TASK INSTRUCTIONS:
Give only the number of lines in these records that contain the word "this".

** START OF PROVIDED ENTRIES **

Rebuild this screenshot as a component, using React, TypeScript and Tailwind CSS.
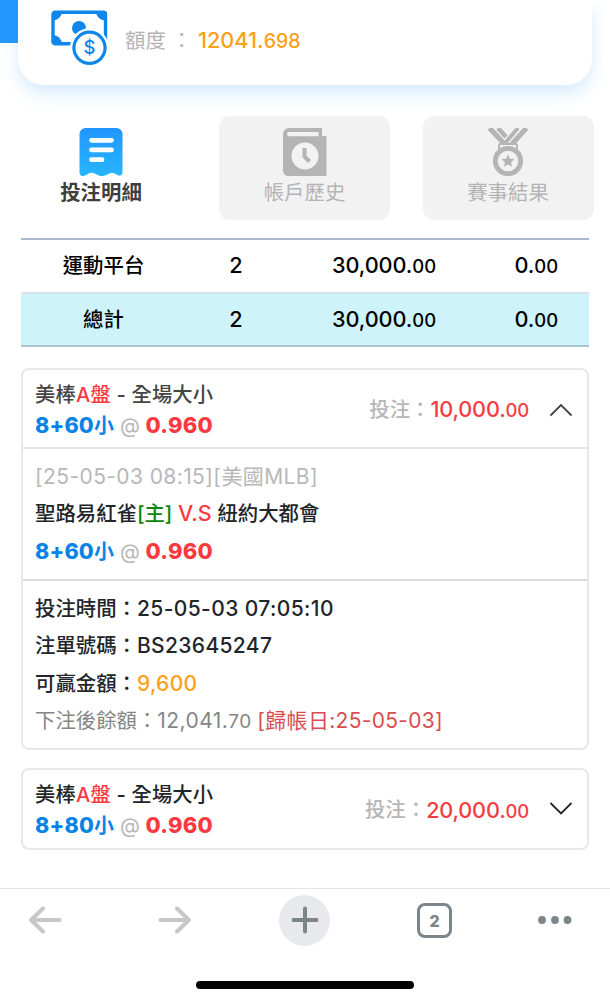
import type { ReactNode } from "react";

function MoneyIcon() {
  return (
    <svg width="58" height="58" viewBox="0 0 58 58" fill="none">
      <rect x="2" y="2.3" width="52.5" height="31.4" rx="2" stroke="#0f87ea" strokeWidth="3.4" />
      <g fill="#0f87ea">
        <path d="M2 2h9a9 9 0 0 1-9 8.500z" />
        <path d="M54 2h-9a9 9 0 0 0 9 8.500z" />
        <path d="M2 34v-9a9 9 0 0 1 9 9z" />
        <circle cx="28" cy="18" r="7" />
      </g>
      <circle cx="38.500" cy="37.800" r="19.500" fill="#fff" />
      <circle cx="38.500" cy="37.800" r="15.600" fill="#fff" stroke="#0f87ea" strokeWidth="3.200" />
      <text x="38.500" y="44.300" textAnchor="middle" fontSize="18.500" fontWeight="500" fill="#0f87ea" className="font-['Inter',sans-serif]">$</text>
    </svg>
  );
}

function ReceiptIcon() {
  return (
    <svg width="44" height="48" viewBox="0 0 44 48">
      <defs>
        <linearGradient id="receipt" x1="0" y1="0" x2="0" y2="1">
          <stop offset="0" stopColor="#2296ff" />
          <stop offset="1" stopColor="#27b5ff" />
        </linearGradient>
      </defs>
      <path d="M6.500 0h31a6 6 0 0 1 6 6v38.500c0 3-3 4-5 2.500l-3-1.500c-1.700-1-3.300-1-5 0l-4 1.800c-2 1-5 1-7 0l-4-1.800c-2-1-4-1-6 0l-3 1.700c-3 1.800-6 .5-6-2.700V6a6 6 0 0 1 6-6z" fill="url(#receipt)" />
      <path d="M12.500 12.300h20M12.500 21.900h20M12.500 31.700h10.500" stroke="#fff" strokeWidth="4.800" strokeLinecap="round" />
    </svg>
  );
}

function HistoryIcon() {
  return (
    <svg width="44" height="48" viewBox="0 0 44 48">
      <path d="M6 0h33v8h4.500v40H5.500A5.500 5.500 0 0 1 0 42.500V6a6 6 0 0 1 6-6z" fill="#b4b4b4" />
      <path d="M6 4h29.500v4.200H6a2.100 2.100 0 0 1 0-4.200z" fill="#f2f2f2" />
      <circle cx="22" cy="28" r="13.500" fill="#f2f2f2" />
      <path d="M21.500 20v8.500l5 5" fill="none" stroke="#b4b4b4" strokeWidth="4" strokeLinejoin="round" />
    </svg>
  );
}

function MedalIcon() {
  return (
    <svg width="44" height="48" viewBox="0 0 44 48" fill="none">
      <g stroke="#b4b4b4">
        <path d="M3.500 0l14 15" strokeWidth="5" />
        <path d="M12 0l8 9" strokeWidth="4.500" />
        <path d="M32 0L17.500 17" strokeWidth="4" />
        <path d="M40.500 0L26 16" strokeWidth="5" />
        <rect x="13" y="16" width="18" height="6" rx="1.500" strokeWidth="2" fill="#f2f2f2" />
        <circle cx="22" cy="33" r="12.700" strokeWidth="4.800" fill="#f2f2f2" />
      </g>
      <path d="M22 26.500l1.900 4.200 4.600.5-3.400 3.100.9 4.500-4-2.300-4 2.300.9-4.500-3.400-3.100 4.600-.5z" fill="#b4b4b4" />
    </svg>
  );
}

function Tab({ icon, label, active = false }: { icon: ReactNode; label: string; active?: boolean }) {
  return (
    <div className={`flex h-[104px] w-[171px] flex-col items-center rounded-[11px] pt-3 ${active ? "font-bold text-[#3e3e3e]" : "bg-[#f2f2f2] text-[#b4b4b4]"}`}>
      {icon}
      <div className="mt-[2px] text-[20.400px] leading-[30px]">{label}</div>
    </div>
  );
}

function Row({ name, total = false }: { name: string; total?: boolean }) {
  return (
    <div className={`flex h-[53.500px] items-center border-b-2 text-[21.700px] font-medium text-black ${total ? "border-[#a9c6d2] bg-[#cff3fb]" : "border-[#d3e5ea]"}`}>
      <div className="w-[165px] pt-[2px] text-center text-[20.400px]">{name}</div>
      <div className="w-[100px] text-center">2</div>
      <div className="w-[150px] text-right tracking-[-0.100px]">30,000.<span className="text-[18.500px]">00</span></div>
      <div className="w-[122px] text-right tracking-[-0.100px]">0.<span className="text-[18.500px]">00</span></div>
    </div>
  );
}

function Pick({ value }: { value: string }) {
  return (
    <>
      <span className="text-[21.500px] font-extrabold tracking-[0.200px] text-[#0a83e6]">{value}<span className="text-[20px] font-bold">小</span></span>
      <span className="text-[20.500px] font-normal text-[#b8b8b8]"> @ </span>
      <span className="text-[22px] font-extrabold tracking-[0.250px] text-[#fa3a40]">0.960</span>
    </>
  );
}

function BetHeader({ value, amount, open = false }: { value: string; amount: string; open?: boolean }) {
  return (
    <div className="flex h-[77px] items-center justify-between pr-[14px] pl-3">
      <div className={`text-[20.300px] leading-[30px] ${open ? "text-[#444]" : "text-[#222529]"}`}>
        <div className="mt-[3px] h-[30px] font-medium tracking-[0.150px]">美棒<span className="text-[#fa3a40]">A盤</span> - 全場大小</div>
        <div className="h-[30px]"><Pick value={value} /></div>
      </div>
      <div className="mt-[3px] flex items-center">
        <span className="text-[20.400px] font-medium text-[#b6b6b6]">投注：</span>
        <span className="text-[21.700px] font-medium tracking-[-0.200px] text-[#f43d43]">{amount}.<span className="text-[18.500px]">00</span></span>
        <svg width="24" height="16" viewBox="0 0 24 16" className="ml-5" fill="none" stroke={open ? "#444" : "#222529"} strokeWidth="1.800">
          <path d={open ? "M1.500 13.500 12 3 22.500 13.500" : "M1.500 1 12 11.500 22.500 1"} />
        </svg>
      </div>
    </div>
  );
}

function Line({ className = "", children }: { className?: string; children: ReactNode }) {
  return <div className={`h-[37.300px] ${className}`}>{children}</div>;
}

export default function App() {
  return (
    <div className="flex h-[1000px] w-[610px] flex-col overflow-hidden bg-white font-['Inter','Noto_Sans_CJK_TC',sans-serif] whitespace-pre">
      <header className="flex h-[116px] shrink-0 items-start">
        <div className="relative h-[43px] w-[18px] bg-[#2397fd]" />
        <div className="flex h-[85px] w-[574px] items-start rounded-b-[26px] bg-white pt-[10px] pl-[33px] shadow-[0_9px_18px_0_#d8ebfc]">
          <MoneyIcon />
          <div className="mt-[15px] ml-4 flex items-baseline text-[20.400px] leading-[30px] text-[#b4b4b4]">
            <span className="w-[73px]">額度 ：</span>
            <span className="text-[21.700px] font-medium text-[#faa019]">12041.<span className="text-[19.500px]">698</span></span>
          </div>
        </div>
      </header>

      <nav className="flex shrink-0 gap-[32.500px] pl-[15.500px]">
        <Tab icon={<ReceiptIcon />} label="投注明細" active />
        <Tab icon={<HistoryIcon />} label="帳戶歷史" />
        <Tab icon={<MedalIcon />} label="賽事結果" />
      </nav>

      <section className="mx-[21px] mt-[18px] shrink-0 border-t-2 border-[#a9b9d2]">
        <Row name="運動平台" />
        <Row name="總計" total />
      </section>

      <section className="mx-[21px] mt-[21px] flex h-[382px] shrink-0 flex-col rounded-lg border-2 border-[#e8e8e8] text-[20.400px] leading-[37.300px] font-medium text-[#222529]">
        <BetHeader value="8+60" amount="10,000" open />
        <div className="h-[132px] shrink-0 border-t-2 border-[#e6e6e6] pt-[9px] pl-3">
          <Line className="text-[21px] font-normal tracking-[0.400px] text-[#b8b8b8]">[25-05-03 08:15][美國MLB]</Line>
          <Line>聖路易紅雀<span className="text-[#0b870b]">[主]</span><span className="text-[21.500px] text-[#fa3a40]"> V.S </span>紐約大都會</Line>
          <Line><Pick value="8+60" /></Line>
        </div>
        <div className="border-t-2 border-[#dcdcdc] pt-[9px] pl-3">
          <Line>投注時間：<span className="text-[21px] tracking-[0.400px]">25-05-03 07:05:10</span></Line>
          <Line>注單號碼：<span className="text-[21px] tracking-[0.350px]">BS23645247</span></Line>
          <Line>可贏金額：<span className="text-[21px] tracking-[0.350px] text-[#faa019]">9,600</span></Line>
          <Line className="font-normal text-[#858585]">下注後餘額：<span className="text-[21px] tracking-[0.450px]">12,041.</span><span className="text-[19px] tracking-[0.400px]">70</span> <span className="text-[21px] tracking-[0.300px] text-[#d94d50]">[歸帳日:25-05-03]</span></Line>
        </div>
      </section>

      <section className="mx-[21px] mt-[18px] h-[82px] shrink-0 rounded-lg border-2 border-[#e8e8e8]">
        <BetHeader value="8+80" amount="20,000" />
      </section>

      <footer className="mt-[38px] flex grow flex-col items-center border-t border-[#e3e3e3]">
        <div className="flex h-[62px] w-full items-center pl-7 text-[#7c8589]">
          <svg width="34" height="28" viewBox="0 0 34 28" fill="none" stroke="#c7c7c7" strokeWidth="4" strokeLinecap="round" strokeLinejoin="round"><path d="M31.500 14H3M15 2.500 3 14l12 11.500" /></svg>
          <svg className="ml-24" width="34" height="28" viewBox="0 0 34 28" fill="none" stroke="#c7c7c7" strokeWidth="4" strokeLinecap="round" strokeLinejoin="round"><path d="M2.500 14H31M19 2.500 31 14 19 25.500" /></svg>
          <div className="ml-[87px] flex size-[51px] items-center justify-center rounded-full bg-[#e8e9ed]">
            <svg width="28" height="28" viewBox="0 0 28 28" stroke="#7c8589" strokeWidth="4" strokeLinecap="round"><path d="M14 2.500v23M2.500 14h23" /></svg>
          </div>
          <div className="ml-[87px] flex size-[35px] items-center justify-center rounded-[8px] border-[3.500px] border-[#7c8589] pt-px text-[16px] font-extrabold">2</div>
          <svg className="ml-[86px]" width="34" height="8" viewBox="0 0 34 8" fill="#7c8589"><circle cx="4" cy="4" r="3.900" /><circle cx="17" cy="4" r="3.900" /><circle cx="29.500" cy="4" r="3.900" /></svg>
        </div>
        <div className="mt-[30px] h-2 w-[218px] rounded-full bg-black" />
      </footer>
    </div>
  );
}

** END OF PROVIDED ENTRIES **
** START OF PROVIDED ENTRIES **

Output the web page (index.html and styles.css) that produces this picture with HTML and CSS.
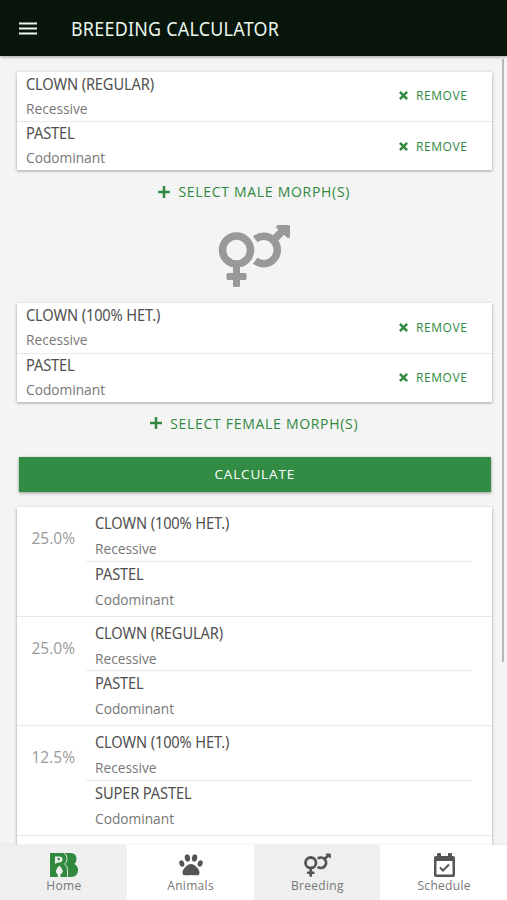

** END OF PROVIDED ENTRIES **

FINAL ANSWER:
2